» MATERIAL
** Begin **

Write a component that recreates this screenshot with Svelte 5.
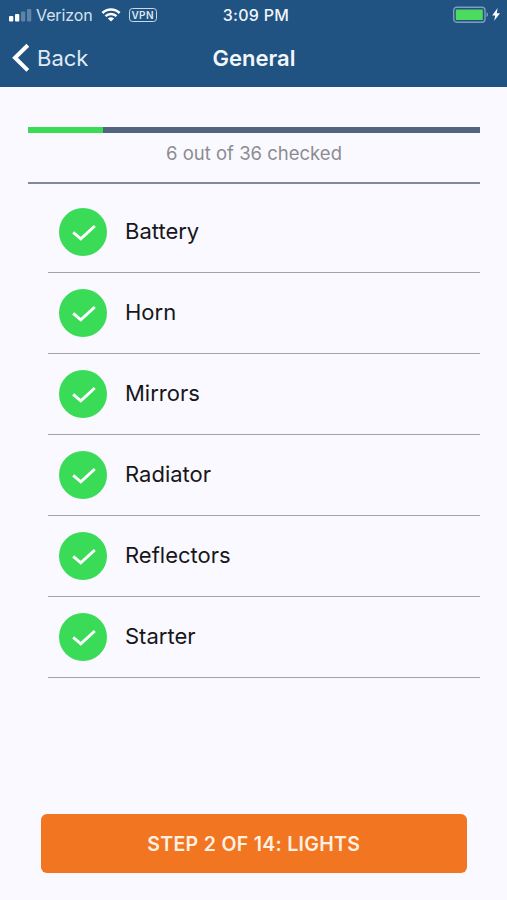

** End **
** Begin **

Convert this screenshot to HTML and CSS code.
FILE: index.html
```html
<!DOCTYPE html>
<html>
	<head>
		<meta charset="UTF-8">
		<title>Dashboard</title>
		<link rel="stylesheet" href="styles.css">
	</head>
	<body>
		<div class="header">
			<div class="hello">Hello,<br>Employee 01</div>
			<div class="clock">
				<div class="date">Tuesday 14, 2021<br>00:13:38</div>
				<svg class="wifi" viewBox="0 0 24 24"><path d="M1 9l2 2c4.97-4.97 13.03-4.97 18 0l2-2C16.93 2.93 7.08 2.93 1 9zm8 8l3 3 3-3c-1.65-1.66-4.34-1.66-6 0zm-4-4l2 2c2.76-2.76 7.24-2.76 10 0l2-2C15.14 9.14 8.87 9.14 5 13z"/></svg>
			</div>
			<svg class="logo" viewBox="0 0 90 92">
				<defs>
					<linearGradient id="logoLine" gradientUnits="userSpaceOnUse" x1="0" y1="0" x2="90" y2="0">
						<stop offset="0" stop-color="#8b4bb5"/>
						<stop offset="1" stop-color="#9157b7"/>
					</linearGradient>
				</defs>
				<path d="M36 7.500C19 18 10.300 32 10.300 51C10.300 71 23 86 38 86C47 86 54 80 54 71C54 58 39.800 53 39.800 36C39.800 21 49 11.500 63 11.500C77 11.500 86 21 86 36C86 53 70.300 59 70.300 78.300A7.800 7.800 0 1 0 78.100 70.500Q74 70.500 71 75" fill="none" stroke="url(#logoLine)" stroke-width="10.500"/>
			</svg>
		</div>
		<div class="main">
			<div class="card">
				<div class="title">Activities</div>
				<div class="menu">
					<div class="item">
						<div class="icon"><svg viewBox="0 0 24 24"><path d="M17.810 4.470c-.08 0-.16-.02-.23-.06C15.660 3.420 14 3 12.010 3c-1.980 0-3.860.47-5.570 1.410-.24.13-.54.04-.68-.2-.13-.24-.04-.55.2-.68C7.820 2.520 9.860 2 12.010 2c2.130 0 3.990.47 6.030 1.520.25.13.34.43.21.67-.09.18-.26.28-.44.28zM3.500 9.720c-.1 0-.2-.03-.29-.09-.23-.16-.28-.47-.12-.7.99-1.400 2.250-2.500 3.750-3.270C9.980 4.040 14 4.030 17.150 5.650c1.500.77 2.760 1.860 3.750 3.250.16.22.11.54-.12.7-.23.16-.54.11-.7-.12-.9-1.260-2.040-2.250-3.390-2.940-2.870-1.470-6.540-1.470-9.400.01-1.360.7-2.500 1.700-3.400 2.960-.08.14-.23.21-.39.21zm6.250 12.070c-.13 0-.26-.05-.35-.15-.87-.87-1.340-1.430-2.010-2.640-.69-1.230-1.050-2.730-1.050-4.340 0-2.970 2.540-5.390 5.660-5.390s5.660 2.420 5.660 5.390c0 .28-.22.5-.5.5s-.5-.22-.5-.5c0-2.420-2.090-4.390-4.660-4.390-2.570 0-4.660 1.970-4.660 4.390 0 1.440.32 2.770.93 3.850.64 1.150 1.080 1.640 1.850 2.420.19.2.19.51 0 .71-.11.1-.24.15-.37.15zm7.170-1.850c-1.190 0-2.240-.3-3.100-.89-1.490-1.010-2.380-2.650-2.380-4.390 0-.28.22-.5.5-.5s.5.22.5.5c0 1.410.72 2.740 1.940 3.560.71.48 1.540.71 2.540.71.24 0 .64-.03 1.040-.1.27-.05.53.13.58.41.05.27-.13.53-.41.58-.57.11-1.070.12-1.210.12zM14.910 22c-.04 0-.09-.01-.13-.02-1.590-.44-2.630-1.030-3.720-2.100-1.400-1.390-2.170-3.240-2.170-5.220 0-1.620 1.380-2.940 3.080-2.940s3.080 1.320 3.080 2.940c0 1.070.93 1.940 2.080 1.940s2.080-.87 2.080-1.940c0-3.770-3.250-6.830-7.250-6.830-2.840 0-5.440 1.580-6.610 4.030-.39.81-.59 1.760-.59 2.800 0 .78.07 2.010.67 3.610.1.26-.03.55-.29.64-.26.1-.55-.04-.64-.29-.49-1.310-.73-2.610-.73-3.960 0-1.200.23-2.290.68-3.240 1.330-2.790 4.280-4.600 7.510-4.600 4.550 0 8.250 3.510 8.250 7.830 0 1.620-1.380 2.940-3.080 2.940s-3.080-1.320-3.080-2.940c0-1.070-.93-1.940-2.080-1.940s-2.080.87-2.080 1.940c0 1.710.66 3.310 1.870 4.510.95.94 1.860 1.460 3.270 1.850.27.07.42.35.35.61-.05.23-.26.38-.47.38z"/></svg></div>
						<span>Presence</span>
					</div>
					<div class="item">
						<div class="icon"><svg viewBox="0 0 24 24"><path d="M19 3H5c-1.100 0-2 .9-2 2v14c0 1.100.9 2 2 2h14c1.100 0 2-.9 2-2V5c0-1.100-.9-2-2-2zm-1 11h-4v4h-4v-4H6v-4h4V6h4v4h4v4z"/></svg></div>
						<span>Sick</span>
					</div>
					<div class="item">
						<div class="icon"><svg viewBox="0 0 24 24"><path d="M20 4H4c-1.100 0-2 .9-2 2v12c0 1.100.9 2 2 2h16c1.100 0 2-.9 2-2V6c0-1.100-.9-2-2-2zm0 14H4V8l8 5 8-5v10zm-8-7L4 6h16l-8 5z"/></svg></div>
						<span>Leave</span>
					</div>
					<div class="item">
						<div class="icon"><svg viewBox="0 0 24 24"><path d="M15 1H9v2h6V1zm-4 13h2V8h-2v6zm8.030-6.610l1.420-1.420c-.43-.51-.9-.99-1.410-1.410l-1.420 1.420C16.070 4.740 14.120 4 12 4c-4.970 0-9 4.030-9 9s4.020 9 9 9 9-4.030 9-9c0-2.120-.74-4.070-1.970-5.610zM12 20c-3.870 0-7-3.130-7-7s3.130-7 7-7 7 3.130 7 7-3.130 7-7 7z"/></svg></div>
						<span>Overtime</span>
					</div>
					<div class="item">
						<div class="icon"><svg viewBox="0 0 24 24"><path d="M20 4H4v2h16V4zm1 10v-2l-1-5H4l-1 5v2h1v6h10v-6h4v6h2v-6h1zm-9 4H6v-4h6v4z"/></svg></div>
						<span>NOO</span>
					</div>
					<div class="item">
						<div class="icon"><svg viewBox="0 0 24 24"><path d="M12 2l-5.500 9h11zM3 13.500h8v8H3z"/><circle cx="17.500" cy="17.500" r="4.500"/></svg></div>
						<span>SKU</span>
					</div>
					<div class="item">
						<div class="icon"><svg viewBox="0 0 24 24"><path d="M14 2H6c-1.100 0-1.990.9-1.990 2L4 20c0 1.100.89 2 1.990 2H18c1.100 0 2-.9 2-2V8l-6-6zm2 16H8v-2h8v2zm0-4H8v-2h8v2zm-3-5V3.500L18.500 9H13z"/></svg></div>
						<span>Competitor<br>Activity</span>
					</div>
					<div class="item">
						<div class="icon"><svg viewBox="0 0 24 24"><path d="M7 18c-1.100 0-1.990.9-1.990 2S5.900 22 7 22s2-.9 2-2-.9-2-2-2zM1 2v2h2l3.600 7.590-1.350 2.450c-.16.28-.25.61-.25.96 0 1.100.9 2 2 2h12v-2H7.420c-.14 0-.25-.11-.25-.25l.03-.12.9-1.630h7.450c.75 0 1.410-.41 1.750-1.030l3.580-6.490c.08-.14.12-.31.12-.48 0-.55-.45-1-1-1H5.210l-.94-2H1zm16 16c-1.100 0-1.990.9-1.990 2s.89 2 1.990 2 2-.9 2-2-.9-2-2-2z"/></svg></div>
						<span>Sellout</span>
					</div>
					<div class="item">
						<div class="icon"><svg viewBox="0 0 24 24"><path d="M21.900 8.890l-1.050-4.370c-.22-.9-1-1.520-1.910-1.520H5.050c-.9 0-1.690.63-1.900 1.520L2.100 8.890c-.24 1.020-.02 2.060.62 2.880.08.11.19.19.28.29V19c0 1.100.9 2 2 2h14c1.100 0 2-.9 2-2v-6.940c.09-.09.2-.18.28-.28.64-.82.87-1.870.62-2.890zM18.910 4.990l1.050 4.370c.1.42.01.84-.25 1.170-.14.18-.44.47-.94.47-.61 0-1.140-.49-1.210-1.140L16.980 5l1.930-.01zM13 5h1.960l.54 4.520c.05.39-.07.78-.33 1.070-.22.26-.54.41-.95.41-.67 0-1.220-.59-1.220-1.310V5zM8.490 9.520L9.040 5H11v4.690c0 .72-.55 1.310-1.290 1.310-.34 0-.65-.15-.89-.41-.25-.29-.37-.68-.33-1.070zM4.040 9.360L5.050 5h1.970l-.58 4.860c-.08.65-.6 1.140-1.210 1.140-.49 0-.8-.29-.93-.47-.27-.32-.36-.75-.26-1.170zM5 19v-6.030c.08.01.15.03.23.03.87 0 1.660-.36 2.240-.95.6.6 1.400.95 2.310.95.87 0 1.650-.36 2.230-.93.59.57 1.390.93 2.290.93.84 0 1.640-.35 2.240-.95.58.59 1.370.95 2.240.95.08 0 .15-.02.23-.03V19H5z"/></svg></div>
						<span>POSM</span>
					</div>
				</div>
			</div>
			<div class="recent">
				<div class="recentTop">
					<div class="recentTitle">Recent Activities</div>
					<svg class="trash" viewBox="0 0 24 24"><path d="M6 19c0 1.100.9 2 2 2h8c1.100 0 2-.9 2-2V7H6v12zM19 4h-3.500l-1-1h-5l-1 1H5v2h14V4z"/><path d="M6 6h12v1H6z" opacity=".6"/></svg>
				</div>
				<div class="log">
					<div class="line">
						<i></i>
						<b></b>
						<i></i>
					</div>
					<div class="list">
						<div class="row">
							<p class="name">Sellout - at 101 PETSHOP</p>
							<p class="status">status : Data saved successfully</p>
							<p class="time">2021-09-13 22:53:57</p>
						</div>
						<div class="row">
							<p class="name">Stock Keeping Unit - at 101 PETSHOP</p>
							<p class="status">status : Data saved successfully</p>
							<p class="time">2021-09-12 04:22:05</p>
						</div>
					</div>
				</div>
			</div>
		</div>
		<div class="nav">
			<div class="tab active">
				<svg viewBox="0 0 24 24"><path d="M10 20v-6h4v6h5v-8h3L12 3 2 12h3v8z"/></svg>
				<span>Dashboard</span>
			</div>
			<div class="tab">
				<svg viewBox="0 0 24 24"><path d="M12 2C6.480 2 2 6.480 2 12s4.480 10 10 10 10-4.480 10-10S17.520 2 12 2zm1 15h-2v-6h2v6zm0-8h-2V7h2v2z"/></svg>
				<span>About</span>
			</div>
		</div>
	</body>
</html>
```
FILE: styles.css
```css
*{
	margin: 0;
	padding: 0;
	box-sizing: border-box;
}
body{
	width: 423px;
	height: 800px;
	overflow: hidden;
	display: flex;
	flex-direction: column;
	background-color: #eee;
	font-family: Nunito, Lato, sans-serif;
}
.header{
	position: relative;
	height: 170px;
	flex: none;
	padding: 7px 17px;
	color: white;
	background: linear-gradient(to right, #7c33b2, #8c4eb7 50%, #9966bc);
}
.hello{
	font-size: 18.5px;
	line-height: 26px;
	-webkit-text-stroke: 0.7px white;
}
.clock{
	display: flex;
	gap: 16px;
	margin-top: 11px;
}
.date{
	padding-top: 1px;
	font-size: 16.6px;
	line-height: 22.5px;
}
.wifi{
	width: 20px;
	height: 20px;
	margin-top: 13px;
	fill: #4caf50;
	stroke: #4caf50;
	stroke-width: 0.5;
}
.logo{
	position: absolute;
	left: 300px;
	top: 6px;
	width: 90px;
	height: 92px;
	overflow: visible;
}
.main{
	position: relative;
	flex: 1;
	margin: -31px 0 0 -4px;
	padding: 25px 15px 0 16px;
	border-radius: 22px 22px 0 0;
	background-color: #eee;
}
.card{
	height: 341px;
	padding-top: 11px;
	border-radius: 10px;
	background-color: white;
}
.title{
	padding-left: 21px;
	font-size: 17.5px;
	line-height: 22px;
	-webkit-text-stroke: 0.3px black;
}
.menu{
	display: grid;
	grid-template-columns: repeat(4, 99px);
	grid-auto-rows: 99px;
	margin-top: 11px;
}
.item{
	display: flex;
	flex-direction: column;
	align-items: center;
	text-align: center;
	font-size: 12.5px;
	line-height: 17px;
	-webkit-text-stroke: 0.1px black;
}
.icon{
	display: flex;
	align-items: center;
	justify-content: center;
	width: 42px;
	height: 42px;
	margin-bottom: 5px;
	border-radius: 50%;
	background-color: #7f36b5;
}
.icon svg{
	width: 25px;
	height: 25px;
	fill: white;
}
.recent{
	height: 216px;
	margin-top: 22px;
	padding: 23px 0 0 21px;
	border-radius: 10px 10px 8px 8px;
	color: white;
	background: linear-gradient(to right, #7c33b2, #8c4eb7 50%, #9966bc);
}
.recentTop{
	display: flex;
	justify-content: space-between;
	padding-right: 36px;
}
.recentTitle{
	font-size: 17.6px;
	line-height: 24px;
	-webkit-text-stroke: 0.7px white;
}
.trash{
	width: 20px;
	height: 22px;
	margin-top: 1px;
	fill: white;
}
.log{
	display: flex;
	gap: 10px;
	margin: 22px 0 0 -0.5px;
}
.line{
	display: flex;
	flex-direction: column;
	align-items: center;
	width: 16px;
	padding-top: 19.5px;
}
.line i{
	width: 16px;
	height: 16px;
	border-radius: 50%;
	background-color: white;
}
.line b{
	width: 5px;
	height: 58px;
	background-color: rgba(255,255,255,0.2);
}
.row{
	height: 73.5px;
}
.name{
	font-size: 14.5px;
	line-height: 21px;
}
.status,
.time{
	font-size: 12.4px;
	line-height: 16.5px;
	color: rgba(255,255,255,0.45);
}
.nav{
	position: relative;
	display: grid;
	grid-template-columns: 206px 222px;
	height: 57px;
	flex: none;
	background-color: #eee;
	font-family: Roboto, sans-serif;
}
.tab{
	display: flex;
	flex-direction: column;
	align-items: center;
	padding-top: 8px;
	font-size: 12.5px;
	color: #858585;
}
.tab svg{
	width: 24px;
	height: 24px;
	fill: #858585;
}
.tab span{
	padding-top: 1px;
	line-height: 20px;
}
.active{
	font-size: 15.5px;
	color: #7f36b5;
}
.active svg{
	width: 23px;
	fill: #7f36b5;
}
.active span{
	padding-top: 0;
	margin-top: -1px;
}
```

** End **

» BRIEF
Within the listing above, copy each line that has the string "this".

» TASK SOLUTION
Write a component that recreates this screenshot with Svelte 5.
Convert this screenshot to HTML and CSS code.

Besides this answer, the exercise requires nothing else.